Environmental law experts have criticised the environment chapter for its weak environmental standards, which are not fully enforceable. Only the   international environmental agreement on trade in endangered species has enforceable commitments. The text does not refer to climate change, but only to voluntary measures for lower emissions.

The non-binding nature of commitments and weak enforceability in the environment chapter contrast sharply with the legal rights of corporations to sue governments over domestic laws, including environmental laws, under the provisions for ISDS described above.

Technical Barriers to Trade (TBT): threats to food labelling and product safety standards

The TPP-11 includes new commitments for Australia to mutually recognise product conformity assessment procedures in other TPP countries.  This raises the question of how to maintain and improve Australia’s relatively high standards in areas like food regulation and building product standards. Harmonising standards may not be in the public interest.

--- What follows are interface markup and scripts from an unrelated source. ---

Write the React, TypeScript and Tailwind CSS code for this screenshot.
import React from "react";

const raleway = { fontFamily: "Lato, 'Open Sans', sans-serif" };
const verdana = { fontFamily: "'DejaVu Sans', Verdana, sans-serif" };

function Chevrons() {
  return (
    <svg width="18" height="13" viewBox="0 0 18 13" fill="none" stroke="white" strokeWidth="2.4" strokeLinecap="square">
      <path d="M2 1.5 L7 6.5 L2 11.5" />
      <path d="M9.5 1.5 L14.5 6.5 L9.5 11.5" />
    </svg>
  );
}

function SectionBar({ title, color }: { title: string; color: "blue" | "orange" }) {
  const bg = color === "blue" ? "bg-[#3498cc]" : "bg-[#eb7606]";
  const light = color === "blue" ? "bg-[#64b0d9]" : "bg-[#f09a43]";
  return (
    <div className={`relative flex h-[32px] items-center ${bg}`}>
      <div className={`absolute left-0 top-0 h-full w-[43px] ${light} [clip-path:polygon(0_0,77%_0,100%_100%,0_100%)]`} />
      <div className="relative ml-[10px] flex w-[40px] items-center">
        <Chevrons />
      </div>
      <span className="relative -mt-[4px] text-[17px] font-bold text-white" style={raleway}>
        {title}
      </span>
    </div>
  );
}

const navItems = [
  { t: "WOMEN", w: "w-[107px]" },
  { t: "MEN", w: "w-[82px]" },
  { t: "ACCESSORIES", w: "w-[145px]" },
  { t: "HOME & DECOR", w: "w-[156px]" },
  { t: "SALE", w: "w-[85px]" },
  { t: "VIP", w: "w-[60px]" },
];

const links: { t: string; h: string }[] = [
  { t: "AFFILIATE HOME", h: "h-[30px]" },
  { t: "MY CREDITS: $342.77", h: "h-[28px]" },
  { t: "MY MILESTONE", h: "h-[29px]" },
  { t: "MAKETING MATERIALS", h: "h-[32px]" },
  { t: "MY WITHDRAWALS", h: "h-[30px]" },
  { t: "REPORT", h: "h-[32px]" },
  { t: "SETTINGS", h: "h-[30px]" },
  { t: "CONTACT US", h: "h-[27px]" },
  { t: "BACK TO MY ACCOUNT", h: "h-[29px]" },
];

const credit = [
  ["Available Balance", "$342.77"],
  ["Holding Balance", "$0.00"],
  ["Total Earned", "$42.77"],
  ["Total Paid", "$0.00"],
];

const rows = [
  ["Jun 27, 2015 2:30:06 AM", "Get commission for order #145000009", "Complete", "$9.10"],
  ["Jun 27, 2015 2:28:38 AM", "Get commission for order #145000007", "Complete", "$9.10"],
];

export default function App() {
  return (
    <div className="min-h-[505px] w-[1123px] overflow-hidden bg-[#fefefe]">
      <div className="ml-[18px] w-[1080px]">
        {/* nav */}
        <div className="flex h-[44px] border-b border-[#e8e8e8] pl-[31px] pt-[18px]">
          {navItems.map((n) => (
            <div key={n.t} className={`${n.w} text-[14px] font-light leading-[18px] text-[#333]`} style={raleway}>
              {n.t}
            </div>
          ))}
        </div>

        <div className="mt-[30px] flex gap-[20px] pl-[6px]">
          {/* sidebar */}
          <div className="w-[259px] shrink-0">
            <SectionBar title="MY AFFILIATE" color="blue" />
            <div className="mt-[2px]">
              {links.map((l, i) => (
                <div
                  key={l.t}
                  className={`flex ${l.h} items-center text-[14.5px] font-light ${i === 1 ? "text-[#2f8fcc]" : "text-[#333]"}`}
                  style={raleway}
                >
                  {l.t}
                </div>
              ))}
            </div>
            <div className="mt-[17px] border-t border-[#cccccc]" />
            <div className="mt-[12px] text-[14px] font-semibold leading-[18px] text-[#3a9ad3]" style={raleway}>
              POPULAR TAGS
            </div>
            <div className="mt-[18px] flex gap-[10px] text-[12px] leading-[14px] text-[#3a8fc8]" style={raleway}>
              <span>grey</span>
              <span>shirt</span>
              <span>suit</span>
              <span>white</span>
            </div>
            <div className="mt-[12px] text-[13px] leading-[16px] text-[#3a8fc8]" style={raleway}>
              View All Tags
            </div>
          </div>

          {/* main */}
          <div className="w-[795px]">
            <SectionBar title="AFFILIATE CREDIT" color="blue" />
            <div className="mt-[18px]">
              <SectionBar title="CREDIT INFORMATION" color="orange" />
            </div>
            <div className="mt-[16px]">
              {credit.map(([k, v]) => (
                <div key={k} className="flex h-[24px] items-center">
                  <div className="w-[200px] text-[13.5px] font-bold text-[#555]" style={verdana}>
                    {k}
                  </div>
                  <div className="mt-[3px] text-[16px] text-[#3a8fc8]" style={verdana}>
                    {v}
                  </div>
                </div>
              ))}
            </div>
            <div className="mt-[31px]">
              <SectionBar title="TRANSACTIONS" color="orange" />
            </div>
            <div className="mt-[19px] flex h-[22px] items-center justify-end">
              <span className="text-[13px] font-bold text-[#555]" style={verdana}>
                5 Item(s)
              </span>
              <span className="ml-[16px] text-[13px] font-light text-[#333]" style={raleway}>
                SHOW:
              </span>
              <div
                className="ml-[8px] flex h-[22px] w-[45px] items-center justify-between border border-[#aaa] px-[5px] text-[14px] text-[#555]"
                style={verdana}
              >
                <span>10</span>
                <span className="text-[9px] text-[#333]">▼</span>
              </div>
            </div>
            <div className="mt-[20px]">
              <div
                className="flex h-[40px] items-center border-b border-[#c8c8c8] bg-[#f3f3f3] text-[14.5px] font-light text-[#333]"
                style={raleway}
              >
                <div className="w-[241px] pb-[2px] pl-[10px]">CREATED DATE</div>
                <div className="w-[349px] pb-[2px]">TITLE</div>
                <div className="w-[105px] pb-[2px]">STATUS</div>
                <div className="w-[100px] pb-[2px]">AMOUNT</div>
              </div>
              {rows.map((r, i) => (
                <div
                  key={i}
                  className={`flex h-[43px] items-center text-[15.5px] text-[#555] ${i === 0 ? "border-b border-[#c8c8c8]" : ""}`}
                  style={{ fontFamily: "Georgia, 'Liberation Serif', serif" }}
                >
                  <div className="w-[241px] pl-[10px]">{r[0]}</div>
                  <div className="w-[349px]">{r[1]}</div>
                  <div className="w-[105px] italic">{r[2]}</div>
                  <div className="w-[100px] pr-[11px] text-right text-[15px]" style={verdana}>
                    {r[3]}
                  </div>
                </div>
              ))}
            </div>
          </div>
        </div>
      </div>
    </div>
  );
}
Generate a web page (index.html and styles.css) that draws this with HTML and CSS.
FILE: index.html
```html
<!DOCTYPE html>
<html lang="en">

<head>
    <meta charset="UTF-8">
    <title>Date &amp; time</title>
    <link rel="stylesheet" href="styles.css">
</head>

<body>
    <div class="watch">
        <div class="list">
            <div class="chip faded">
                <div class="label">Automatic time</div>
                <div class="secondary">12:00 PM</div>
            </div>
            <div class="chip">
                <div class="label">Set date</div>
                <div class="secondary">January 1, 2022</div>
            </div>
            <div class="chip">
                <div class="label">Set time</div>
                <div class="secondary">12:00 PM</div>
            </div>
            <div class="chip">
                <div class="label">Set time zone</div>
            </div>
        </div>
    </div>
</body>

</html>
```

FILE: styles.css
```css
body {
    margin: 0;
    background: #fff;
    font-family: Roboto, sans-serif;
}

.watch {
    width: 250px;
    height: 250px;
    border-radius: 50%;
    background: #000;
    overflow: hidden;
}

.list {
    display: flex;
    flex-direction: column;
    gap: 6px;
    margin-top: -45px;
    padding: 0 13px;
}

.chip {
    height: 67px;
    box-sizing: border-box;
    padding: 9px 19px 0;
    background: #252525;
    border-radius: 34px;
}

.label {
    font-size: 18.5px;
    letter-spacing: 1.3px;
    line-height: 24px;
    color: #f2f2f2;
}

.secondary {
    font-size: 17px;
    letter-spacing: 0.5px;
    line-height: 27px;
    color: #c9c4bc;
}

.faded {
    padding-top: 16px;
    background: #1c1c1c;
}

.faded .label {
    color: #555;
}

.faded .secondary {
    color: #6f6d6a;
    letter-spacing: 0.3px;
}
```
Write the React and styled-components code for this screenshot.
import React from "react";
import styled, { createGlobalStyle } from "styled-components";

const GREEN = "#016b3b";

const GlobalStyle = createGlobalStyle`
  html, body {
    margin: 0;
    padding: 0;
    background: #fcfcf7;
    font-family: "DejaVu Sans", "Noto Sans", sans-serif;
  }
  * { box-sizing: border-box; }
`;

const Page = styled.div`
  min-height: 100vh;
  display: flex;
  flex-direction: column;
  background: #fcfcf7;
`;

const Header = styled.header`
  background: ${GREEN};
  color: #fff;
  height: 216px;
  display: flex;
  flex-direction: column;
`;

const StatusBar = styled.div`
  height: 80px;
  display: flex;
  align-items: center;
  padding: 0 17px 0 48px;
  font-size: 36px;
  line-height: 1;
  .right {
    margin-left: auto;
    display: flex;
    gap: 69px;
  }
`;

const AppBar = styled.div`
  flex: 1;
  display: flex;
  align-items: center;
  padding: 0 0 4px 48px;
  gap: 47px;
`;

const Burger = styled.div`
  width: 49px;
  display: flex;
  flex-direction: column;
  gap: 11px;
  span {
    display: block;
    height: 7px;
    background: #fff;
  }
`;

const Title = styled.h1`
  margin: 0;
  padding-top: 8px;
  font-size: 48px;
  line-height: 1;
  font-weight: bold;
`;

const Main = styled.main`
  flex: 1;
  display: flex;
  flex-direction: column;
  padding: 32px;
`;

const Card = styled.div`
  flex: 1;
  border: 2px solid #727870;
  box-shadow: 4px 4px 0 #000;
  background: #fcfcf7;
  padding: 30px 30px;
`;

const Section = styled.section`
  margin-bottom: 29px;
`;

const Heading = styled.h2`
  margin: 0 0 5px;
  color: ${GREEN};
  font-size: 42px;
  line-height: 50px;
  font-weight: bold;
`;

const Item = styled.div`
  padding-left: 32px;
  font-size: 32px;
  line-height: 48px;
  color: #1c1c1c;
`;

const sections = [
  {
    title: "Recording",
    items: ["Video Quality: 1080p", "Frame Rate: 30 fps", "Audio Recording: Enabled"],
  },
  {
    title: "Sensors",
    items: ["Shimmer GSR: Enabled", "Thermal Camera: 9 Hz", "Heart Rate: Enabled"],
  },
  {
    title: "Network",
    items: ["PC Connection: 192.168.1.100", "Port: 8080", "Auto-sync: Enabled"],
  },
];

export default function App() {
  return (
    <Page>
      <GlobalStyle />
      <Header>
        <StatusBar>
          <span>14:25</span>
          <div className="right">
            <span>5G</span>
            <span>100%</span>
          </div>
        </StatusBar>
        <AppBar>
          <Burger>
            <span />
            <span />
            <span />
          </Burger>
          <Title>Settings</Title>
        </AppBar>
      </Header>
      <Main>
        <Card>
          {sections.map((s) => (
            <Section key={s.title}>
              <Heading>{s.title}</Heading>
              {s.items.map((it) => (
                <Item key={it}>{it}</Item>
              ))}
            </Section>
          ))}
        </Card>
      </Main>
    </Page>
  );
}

Australia introduced a form of country of origin food labelling after the imported infected frozen berries scandal, and more regulation may be needed in future. After numerous reports of dangerous imports of asbestos products and flammable building cladding, a Senate inquiry has recommended stronger regulation to ensure that imported building products conform to Australian standards. The commitments to recognise other countries’ conformity assessment procedures may impede future governments from regulating in these areas.

ISDS disputes are not excluded from the TBT chapter. Foreign investors could use ISDS to claim compensation for changes to food labelling requirements, or changes to building product conformity standards after the TPP-11 is in place. The wine and spirits annex could restrict future options for mandatory alcohol health warnings like those for pregnant women, and such regulation could also be open to ISDS cases.

Government procurement chapter may reduce procurement access for local firms

Australian procurement policy should follow the example of trading partners like South Korea and the US in having policies with more flexibility to consider broader definitions of value for money, which recognise the value of supporting small and medium-sized local firms in government contracting decisions.

The recent Joint Select Committee inquiry into changes to Commonwealth Procurement Rules recommended that the Australian government should not enter into any commitments in trade agreements that undermine its ability to support Australian businesses, taking the view that this would not conflict with Australia’s international trade obligations. The government has rejected this recommendation, and so appears to have a different and far less flexible interpretation of Australia’s international trade obligations, including the TPP-11 procurement chapter.

The Committees should scrutinise any proposed changes to the Commonwealth Procurement Rules resulting from the TPP-11 before they are tabled in Parliament to ensure that they do not remove the flexibility to support local small and medium sized enterprises.


The Government has refused to undertake independent studies of the economic, health, environmental and other impacts of the TPP-11 in Australia despite advice from key bodies like the Productivity Commission, the Australian Competition and Consumer Commission, environment and public health experts. International predictive econometric studies based on unrealistic assumptions show tiny economic gains by 2030, which have not been assessed against the costs of other impacts. The government emphasises gains for particular export sectors, but there is no assessment of the costs of government revenue losses, unemployment, temporary labour, ISDS and future restrictions on government regulation. Given these severe shortcomings, the Committee should recommend against the implementing legislation.